In Appendix B of Financial Statistics and Mathematical Finance, after the Cramer-Wold device (Theorem B.1.1) it is said:
In particular, the Cramer–Wold technique tells us that $$X_n \xrightarrow{D} N(\mu, \Sigma)$$ as $n \to \infty$, for some $\mu \in \mathbb{R}^d$ and $\Sigma \in \mathbb{R}^{d \times d}$, if and only if the univariate sequence $Y_n = Y_n(\lambda) = \sum_{j=1}^d \lambda_j X_{nj}$ satisfies a univariate central limit theorem such as Theorem B.7.3 or Theorem B.7.2, for each fixed vector $\lambda = (\lambda_1, \dots, \lambda_d)' \in \mathbb{R}^d$.
The theorems are written below for reference. My question is: what is this CLT that each sequence $Y_n(\lambda)$ must satisfy, and what role does $\Sigma$ play in it? Some versions of the CLT deal with the asymptotic covariance matrix explicitely, but the problem I have at hand involves a vector $J_n = (J_n^{(1)}, \dots, J_n^{(m)})$ where each component converges in distribution to a standard normal r.v. as $n \to \infty$ and isn't itself an average of $n$ statistics (also, the components are not necessarily independent). I have an interest in the asymptotic behaviour of the vector $J_n$ and the covariance matrix of the limit normal distribution.

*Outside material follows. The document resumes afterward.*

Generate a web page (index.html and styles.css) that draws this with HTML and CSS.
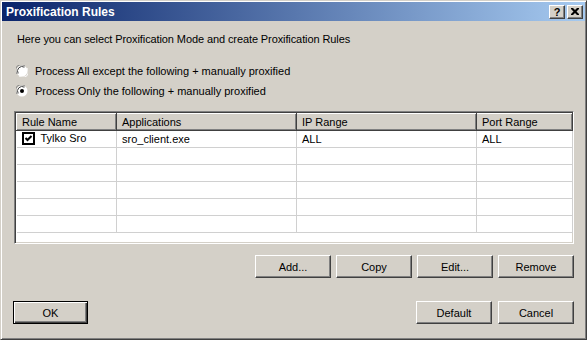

Theorem B.7.2 (Lindeberg–Feller FCLT for Martingale Difference Sequences)
Suppose $\{ \xi_t \}$ is a square-integrable $\mathcal{F}_t$-martingale difference sequence. Let $V_t = \sum_{k=1}^t E[\xi_k^2 \mid \mathcal{F}_{k-1}]$. If
- $V_T/T \xrightarrow{P} \sigma^2 > 0$, as $T \to \infty$, and
- the Lindeberg condition is satisfied, i.e. $$\frac{1}{T}\sum_{t=1}^T E[\xi_t^2 I(\lvert \xi_t \rvert > \varepsilon \sqrt{T})] \to 0,$$ as $T \to \infty$, for any $\varepsilon > 0$, then $$\frac{1}{\sqrt{T}} \sum_{t=1}^{\lfloor T – \rfloor} \xi_t \implies \sigma B(-)$$ as $T \to \infty$.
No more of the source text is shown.